His rise to power occurred during a period of intense regionalism in Dahomey. They were spurred by the historical resentment shared by members of the former kingdoms of Abomey, Porto Novo, and disorganised tribes from the north. Its result was the creation of three de facto tribal zones: the north, southeast, and southwest. This regionalism permeated into the armed forces, compounded by divisions of officers into cliques based on education. Hachème was a member of what Decalo called the Abomey clique, which also included prominent officers Philippe Aho, Benoit Sinzogan, and Benoit Adandejan.

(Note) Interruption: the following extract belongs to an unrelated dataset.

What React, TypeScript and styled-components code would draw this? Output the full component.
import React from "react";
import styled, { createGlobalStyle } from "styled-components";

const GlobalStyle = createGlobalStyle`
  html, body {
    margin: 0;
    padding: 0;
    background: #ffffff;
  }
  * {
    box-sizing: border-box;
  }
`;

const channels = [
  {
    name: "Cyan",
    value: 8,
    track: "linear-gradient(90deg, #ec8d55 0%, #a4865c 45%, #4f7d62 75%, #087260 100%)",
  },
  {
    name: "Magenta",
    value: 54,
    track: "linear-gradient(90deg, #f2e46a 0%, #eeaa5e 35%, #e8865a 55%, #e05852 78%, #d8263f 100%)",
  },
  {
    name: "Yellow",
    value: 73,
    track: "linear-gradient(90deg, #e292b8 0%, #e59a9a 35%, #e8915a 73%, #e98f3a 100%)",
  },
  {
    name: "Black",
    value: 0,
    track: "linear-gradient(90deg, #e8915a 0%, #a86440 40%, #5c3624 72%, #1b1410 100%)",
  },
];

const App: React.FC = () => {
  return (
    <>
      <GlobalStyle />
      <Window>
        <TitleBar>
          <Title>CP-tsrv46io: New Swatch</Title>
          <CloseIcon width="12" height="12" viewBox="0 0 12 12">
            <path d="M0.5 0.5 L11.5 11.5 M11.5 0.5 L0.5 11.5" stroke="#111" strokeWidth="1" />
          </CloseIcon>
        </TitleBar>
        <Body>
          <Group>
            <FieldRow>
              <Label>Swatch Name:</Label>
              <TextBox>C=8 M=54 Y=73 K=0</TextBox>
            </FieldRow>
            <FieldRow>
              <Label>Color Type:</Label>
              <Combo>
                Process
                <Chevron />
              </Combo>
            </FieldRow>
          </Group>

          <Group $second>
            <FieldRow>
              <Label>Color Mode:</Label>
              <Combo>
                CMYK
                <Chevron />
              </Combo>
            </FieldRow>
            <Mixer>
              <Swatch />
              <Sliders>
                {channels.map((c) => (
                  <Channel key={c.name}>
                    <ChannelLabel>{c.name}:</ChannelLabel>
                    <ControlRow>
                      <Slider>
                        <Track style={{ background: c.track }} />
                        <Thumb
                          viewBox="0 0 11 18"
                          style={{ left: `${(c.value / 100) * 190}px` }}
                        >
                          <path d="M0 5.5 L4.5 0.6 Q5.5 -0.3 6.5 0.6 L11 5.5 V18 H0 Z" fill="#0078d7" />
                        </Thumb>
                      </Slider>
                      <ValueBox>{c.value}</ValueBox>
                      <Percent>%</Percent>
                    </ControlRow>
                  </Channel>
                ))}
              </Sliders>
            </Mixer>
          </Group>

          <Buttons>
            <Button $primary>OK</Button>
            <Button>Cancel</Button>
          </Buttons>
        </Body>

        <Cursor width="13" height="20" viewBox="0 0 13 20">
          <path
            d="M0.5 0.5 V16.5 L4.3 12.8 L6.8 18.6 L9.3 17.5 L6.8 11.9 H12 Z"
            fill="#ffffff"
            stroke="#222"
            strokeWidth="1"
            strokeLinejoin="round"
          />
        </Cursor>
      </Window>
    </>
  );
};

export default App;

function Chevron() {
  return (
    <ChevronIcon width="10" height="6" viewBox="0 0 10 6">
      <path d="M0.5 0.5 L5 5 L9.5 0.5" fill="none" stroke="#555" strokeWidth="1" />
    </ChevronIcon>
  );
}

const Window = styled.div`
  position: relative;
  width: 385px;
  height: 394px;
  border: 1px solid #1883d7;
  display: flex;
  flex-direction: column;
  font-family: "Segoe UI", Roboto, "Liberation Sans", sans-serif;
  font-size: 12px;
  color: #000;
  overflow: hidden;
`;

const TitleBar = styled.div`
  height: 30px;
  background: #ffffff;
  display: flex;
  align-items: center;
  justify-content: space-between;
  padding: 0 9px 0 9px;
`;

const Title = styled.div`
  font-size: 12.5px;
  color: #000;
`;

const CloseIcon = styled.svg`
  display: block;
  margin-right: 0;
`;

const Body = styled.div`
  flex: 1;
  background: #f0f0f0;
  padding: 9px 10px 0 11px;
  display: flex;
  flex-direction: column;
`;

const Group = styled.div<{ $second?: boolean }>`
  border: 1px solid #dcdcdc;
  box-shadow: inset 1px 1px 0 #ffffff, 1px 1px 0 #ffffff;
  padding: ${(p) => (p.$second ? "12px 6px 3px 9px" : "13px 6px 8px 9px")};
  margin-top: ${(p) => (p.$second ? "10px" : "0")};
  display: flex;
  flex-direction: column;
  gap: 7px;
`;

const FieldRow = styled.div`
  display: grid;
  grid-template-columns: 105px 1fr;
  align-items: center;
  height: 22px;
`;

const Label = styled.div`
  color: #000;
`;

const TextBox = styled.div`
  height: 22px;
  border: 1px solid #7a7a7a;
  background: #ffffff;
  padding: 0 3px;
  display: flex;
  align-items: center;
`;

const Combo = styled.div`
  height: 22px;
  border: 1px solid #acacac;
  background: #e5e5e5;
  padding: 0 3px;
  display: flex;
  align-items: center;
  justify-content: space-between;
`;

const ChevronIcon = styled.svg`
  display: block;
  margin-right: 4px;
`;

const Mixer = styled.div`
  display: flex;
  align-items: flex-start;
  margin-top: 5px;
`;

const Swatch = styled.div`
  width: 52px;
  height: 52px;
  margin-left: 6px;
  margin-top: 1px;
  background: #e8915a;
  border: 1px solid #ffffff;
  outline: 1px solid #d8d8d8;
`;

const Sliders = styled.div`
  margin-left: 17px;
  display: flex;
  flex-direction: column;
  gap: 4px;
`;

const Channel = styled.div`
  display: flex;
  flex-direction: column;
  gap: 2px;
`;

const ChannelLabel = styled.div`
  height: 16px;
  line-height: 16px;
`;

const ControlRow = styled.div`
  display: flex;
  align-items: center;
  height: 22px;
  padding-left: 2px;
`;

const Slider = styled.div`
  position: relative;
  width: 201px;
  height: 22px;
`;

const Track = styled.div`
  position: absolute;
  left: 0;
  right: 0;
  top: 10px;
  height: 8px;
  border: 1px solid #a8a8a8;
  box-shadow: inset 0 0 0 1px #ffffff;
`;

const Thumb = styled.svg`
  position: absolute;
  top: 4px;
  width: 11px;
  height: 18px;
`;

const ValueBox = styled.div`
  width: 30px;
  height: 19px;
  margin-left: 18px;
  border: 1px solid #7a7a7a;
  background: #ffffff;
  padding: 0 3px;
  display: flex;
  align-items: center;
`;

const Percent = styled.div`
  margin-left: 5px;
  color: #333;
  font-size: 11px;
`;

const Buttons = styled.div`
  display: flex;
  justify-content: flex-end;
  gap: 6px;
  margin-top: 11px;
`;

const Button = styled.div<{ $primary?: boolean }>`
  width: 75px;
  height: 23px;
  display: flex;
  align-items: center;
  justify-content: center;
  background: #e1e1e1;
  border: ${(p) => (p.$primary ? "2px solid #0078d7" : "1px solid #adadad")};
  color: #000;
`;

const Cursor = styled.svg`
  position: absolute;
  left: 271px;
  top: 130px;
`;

He was briefly head of the Comite Militare de Vigilance in 1967, which was set up to administer President Christophe Soglo's regime. When Maurice Kouandete seized the presidency later that year, Hachème was appointed chairman of his interim government, the Comite Militaire Revolutionaire, and served as Chairman of the Revolutionary Committee from December 17, 1967 to December 20, 1967. Emile Derlin Zinsou was appointed president in August 1968, and with the act the Comite lost its value and was dismissed.

Hachème, however, did not witness the dissolution of the Comite. Alleged to have plotted against Kouandete and Alphonse Alley, Hachème was expelled from the armed forces in January when many southern soldiers were removed, though was brought back shortly afterwards. In mid-1970, Hachème was chosen to be the chief of staff of the Service Civique, a command whose officers did not see service. The Civique was, rather, more agricultural in nature, and served several other roles. Captain Pierre Kadjo Koffi was named his assistant.

==Later life==
In October 1972, when Mathieu Kérékou led a coup and seized power, Hachème was again dismissed from the army as well as every other senior officer from the south. He was instead given the post of Commissioner of Dahomey's Ceramic Crafts (SONAC), a role with very little responsibility. Along with Alley and Pascal Chabi Kao, Hachème was accused of planning a coup against Kérékou on February 28, 1973 and was imprisoned with 20 years of hard labor. Hachème was released on amnesty on August 1, 1984, as well as all other political detainees besides those involved in the "ignoble and barbarous imperialist armed aggression of Sunday, January 17, 1977."